More than 40 years later, I’m grateful for our decision to stop eating meat. Here are eight reasons why.
1. I Love Vegetarian Food
Barry and I eat a varied and interesting diet, often influenced by Southeast Asian, Indian, and Middle Eastern cuisine. Beans, sesame, lentils, chickpeas, nuts, stir-fries, salads, soups, greens, grains, you name it.
Black beans, especially. So versatile! Add a shot of cumin and cut-up mango or chutney, and they taste Indian; add orange juice, and they turn Brazilian. Add coffee or cocoa, and they taste “haunting,” as one recipe described it.
A friend described the early years of her marriage, when she and her husband were chronically broke, as “the rice-and-beans days.” I laughed because I could live on black beans and rice for the rest of my life. When we visited Cuba, we ate the delicious local version, called Moros y Cristianos (Moors and Christians) every day.

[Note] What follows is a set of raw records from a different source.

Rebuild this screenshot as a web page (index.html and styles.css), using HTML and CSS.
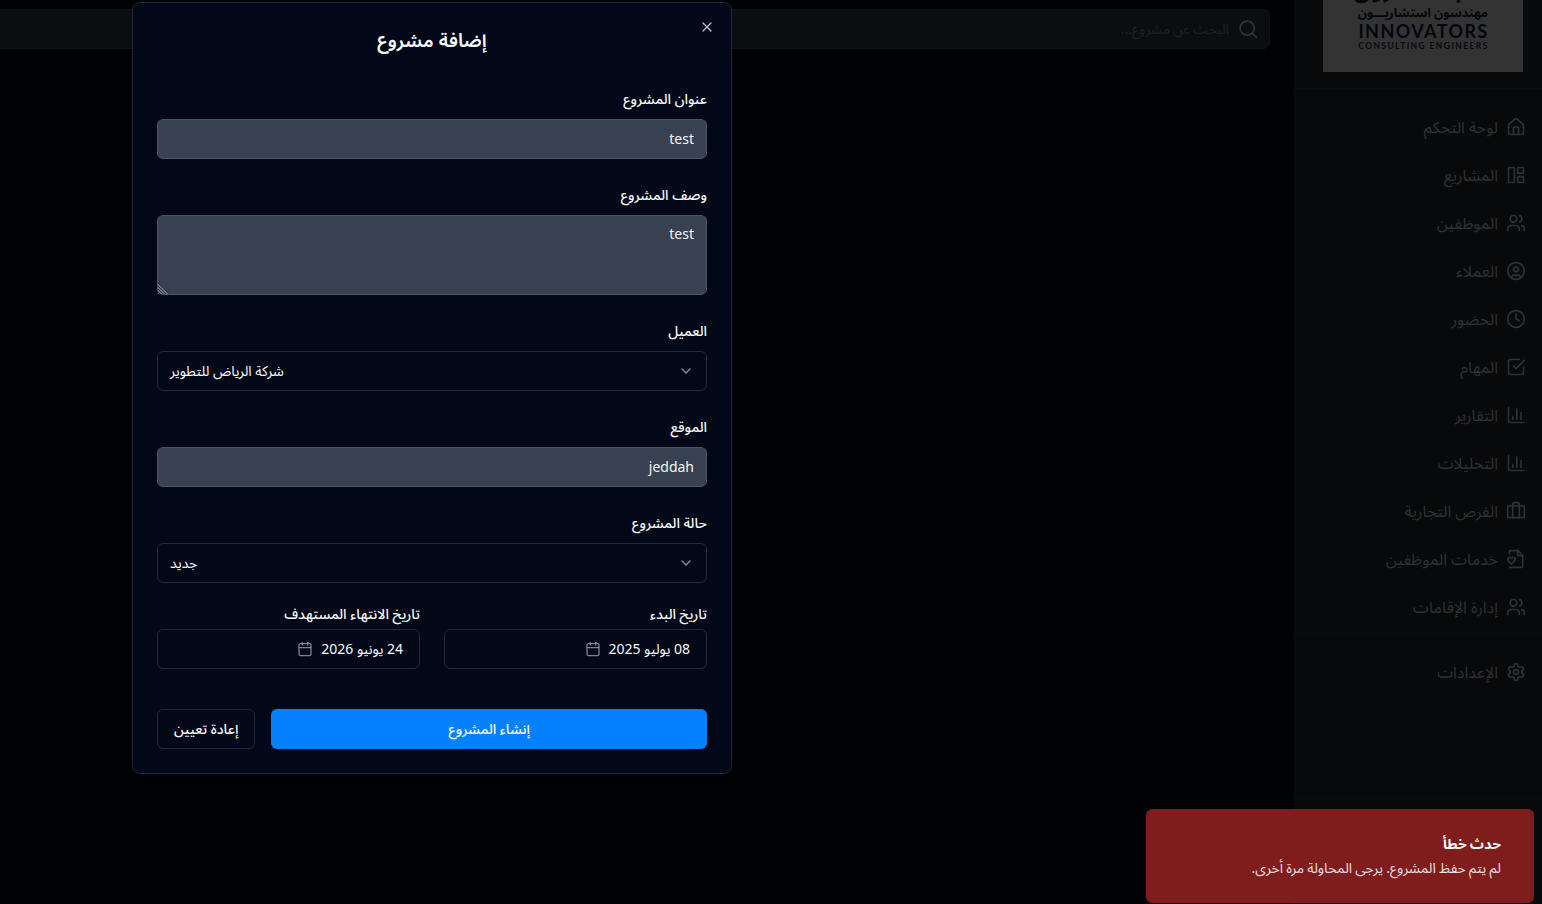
FILE: index.html
```html
<!DOCTYPE html>
<html lang="ar" dir="rtl">
<head>
<meta charset="utf-8">
<title>إضافة مشروع</title>
<link rel="stylesheet" href="styles.css">
</head>
<body>
<div class="app">
  <aside class="sidebar">
    <div class="brand">
      <div class="logo">
        <span class="logo-name">المبتـكــــرون</span>
        <span class="logo-sub">مهندسون استشاريـــون</span>
        <span class="logo-latin">INNOVATORS</span>
        <span class="logo-tag">CONSULTING ENGINEERS</span>
      </div>
    </div>
    <nav class="nav">
      <a class="nav-item"><svg class="icon" viewBox="0 0 24 24"><path d="M15 21v-8a1 1 0 0 0-1-1h-4a1 1 0 0 0-1 1v8"/><path d="M3 10a2 2 0 0 1 .709-1.528l7-5.999a2 2 0 0 1 2.582 0l7 5.999A2 2 0 0 1 21 10v9a2 2 0 0 1-2 2H5a2 2 0 0 1-2-2z"/></svg><span>لوحة التحكم</span></a>
      <a class="nav-item"><svg class="icon" viewBox="0 0 24 24"><rect x="3" y="3" width="7" height="18" rx="1"/><rect x="14" y="3" width="7" height="7" rx="1"/><rect x="14" y="14" width="7" height="7" rx="1"/></svg><span>المشاريع</span></a>
      <a class="nav-item"><svg class="icon" viewBox="0 0 24 24"><path d="M16 21v-2a4 4 0 0 0-4-4H6a4 4 0 0 0-4 4v2"/><circle cx="9" cy="7" r="4"/><path d="M22 21v-2a4 4 0 0 0-3-3.87"/><path d="M16 3.13a4 4 0 0 1 0 7.75"/></svg><span>الموظفين</span></a>
      <a class="nav-item"><svg class="icon" viewBox="0 0 24 24"><circle cx="12" cy="12" r="10"/><circle cx="12" cy="10" r="3"/><path d="M7 20.662V19a2 2 0 0 1 2-2h6a2 2 0 0 1 2 2v1.662"/></svg><span>العملاء</span></a>
      <a class="nav-item"><svg class="icon" viewBox="0 0 24 24"><circle cx="12" cy="12" r="10"/><path d="M12 6v6l4 2"/></svg><span>الحضور</span></a>
      <a class="nav-item"><svg class="icon" viewBox="0 0 24 24"><path d="m9 11 3 3L22 4"/><path d="M21 12v7a2 2 0 0 1-2 2H5a2 2 0 0 1-2-2V5a2 2 0 0 1 2-2h11"/></svg><span>المهام</span></a>
      <a class="nav-item"><svg class="icon" viewBox="0 0 24 24"><path d="M3 3v16a2 2 0 0 0 2 2h16"/><path d="M18 17V9"/><path d="M13 17V5"/><path d="M8 17v-3"/></svg><span>التقارير</span></a>
      <a class="nav-item"><svg class="icon" viewBox="0 0 24 24"><path d="M3 3v16a2 2 0 0 0 2 2h16"/><path d="M18 17V9"/><path d="M13 17V5"/><path d="M8 17v-3"/></svg><span>التحليلات</span></a>
      <a class="nav-item"><svg class="icon" viewBox="0 0 24 24"><path d="M16 20V4a2 2 0 0 0-2-2h-4a2 2 0 0 0-2 2v16"/><rect x="2" y="6" width="20" height="14" rx="2"/></svg><span>الفرص التجارية</span></a>
      <a class="nav-item"><svg class="icon" viewBox="0 0 24 24"><path d="M4 6V4a2 2 0 0 1 2-2h8.5L20 7.5V20a2 2 0 0 1-2 2H4"/><path d="M14 2v4a2 2 0 0 0 2 2h4"/><path d="M10.29 10.7a2.43 2.43 0 0 0-2.66-.52c-.29.12-.56.3-.78.53l-.35.34-.35-.34a2.43 2.43 0 0 0-2.65-.53c-.3.12-.56.3-.79.53-.95.94-1 2.53.2 3.74L6.5 18l3.6-3.55c1.2-1.21 1.14-2.8.19-3.74Z"/></svg><span>خدمات الموظفين</span></a>
      <a class="nav-item"><svg class="icon" viewBox="0 0 24 24"><path d="M16 21v-2a4 4 0 0 0-4-4H6a4 4 0 0 0-4 4v2"/><circle cx="9" cy="7" r="4"/><path d="M22 21v-2a4 4 0 0 0-3-3.87"/><path d="M16 3.13a4 4 0 0 1 0 7.75"/></svg><span>إدارة الإقامات</span></a>
    </nav>
    <div class="nav nav-settings">
      <a class="nav-item"><svg class="icon" viewBox="0 0 24 24"><path d="M12.22 2h-.44a2 2 0 0 0-2 2v.18a2 2 0 0 1-1 1.73l-.43.25a2 2 0 0 1-2 0l-.15-.08a2 2 0 0 0-2.73.73l-.22.38a2 2 0 0 0 .73 2.73l.15.1a2 2 0 0 1 1 1.72v.51a2 2 0 0 1-1 1.74l-.15.09a2 2 0 0 0-.73 2.73l.22.38a2 2 0 0 0 2.73.73l.15-.08a2 2 0 0 1 2 0l.43.25a2 2 0 0 1 1 1.73V20a2 2 0 0 0 2 2h.44a2 2 0 0 0 2-2v-.18a2 2 0 0 1 1-1.73l.43-.25a2 2 0 0 1 2 0l.15.08a2 2 0 0 0 2.73-.73l.22-.39a2 2 0 0 0-.73-2.73l-.15-.08a2 2 0 0 1-1-1.74v-.5a2 2 0 0 1 1-1.74l.15-.09a2 2 0 0 0 .73-2.73l-.22-.38a2 2 0 0 0-2.73-.73l-.15.08a2 2 0 0 1-2 0l-.43-.25a2 2 0 0 1-1-1.73V4a2 2 0 0 0-2-2z"/><circle cx="12" cy="12" r="3"/></svg><span>الإعدادات</span></a>
    </div>
    <div class="sidebar-foot"></div>
  </aside>
  <main class="main">
    <div class="search"><svg class="icon" viewBox="0 0 24 24"><circle cx="11" cy="11" r="8.5"/><path d="m22 22-4.7-4.7"/></svg><span>البحث عن مشروع...</span></div>
  </main>
</div>

<div class="dialog" role="dialog">
  <button class="close" aria-label="إغلاق"><svg class="icon" viewBox="0 0 24 24"><path d="M18 6 6 18"/><path d="m6 6 12 12"/></svg></button>
  <h2 class="title">إضافة مشروع</h2>
  <form class="form">
    <div class="field"><label>عنوان المشروع</label><input class="control filled" value="test"></div>
    <div class="field"><label>وصف المشروع</label><textarea class="control filled area">test</textarea></div>
    <div class="field"><label>العميل</label><div class="control select"><svg class="icon" viewBox="0 0 24 24"><path d="m6 9 6 6 6-6"/></svg><span>شركة الرياض للتطوير</span></div></div>
    <div class="field"><label>الموقع</label><input class="control filled" value="jeddah"></div>
    <div class="field"><label>حالة المشروع</label><div class="control select"><svg class="icon" viewBox="0 0 24 24"><path d="m6 9 6 6 6-6"/></svg><span>جديد</span></div></div>
    <div class="dates">
      <div class="date-field"><label>تاريخ البدء</label><div class="control date date-start"><span>08 يوليو 2025</span><svg class="icon" viewBox="0 0 24 24"><path d="M8 2v4"/><path d="M16 2v4"/><rect x="3" y="4" width="18" height="18" rx="2"/><path d="M3 10h18"/></svg></div></div>
      <div class="date-field"><label>تاريخ الانتهاء المستهدف</label><div class="control date"><span>24 يونيو 2026</span><svg class="icon" viewBox="0 0 24 24"><path d="M8 2v4"/><path d="M16 2v4"/><rect x="3" y="4" width="18" height="18" rx="2"/><path d="M3 10h18"/></svg></div></div>
    </div>
    <div class="actions"><button type="button" class="btn primary">إنشاء المشروع</button><button type="button" class="btn outline">إعادة تعيين</button></div>
  </form>
</div>

<div class="toast" role="alert">
  <div class="toast-title">حدث خطأ</div>
  <div class="toast-text">لم يتم حفظ المشروع. يرجى المحاولة مرة أخرى.</div>
</div>
</body>
</html>
```
FILE: styles.css
```css
* { box-sizing: border-box; }
html, body { margin: 0; height: 100%; overflow: hidden; }
body {
  background: #000104;
  color: #f8fafc;
  font-family: "Noto Sans", "Noto Sans Arabic", sans-serif;
  font-size: 14px;
  line-height: 20px;
}
input, textarea, button { font: inherit; color: inherit; }
.icon { flex: none; fill: none; stroke: currentColor; stroke-width: 2; stroke-linecap: round; stroke-linejoin: round; }

.app { display: flex; height: 904px; }
.sidebar {
  display: flex; flex-direction: column; flex: none;
  width: 248px; height: 904px;
  background: #07090a; border-left: 1px solid #0b0d0f;
  color: #303133;
}
.brand { display: flex; flex: none; justify-content: center; align-items: flex-end; height: 89px; padding: 0 0 16px 9px; border-bottom: 1px solid #0b0d10; overflow: hidden; }
.logo {
  display: flex; flex-direction: column; align-items: center; justify-content: flex-end;
  width: 200px; height: 200px; flex: none; padding-bottom: 20px;
  background: #333333; color: #03060e; white-space: nowrap;
}
.logo-name { font-size: 25px; line-height: 34px; font-weight: 700; }
.logo-sub { font-size: 12.5px; line-height: 17px; font-weight: 700; }
.logo-latin { font-family: Lato, sans-serif; font-size: 18px; line-height: 20px; font-weight: 700; letter-spacing: 1.4px; margin-left: 1px; direction: ltr; }
.logo-tag { font-family: Lato, sans-serif; font-size: 8.5px; line-height: 11px; font-weight: 700; letter-spacing: 1.4px; margin-left: 1px; direction: ltr; color: #08090c; }
.nav { display: flex; flex: none; flex-direction: column; gap: 8px; padding: 18px 16px 0; height: 544px; }
.nav-item { display: flex; flex: none; align-items: center; gap: 8px; height: 40px; font-size: 16px; line-height: 24px; }
.nav-item .icon { width: 20px; height: 20px; }
.nav-settings { border-top: 1px solid #0b0d10; height: 165px; }
.sidebar-foot { flex: 1; border-top: 1px solid #0b0d10; }

.main { flex: 1; padding: 9px 24px; }
.search { display: flex; align-items: center; gap: 9px; height: 40px; margin-left: -40px; padding: 0 11px; background: #0b0d10; border: 1px solid #0f1215; border-radius: 6px; color: #1d2024; word-spacing: -.8px; }
.search .icon { width: 20px; height: 20px; color: #333333; }

.dialog {
  position: absolute; left: 132px; top: 2px; width: 600px; height: 772px;
  padding: 23px 24px; background: #020817; border: 1px solid #1e293b; border-radius: 8px;
}
.close { position: absolute; top: 16px; right: 16px; width: 16px; height: 16px; padding: 0; border: 0; background: none; display: flex; color: #b4b7bd; }
.close .icon { width: 16px; height: 16px; }
.title { margin: 0; text-align: center; font-size: 19px; line-height: 28px; font-weight: 600; }
.form { display: flex; flex-direction: column; padding-top: 33px; }
.field { display: flex; flex-direction: column; gap: 8px; padding-bottom: 24px; }
label { font-size: 14px; line-height: 24px; font-weight: 500; }
.control { display: flex; align-items: center; width: 100%; height: 40px; padding: 8px 12px; border: 1px solid #1e293b; border-radius: 6px; background: #020817; outline: none; }
.filled { background: #374151; border-color: #4b5563; color: #f3f4f6; }
input.filled { padding: 7px 12px 9px; }
.area { display: block; height: 80px; resize: vertical; }
.area::-webkit-resizer {
  background:
    linear-gradient(to top right, transparent 38%, #374151 39%) left bottom / 15px 15px no-repeat,
    repeating-linear-gradient(to top right, #70767f 0 1px, #2b313b 1px 2.1px) left bottom / 15px 15px no-repeat;
}
.select { justify-content: space-between; }
.select .icon { width: 16px; height: 16px; color: #8a8f99; }
.dates { display: grid; grid-template-columns: 1fr 1fr; gap: 24px; margin-top: -5px; }
.date-field { display: flex; flex-direction: column; gap: 3px; }
.date { gap: 8px; padding: 8px 16px; }
.date-start { gap: 7px; }
.date .icon { width: 16px; height: 16px; color: #7c8088; }
.actions { display: flex; gap: 16px; padding-top: 40px; }
.btn { height: 40px; padding: 0 16px; border-radius: 6px; font-weight: 500; }
.primary { flex: 1; border: 0; background: #0580ff; }
.outline { background: #020817; border: 1px solid #1e293b; }

.toast { position: absolute; left: 1146px; top: 809px; width: 388px; height: 94px; padding: 24px 32px; border-radius: 6px; background: #7f1d1d; border: 1px solid #7f1d1d; }
.toast-title { font-weight: 700; word-spacing: -.6px; }
.toast-text { padding-top: 4px; color: #f0dfe0; word-spacing: -.45px; }
```
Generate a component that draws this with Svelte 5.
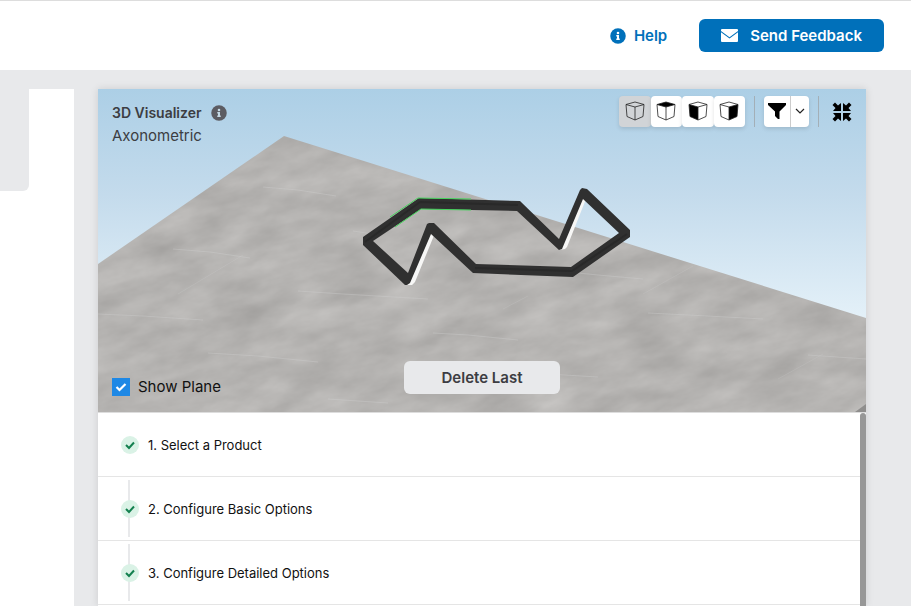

2. Plant-Based Cooking Is Creative And Fun
I love experimenting and improvising with different foods, and I frequently make up recipes. For instance, I recently invented a new soup, consisting of chickpeas, miso or umami paste, coconut milk, cauliflower, carrots, spinach, and ginger. In a word, delicious!
Miso is a form of umami, which, along with sweet, salty, sour, and bitter, is one of the five essential flavors. If you think vegetarian food is boring, try a dish with umami paste — it will wake you up faster than a strong cup of coffee.
When I run out of ideas, I look for recipes on Meatless Monday, a site that encourages people to reduce their intake of meat, or 101 Cookbooks, one of my favorite vegetarian blogs.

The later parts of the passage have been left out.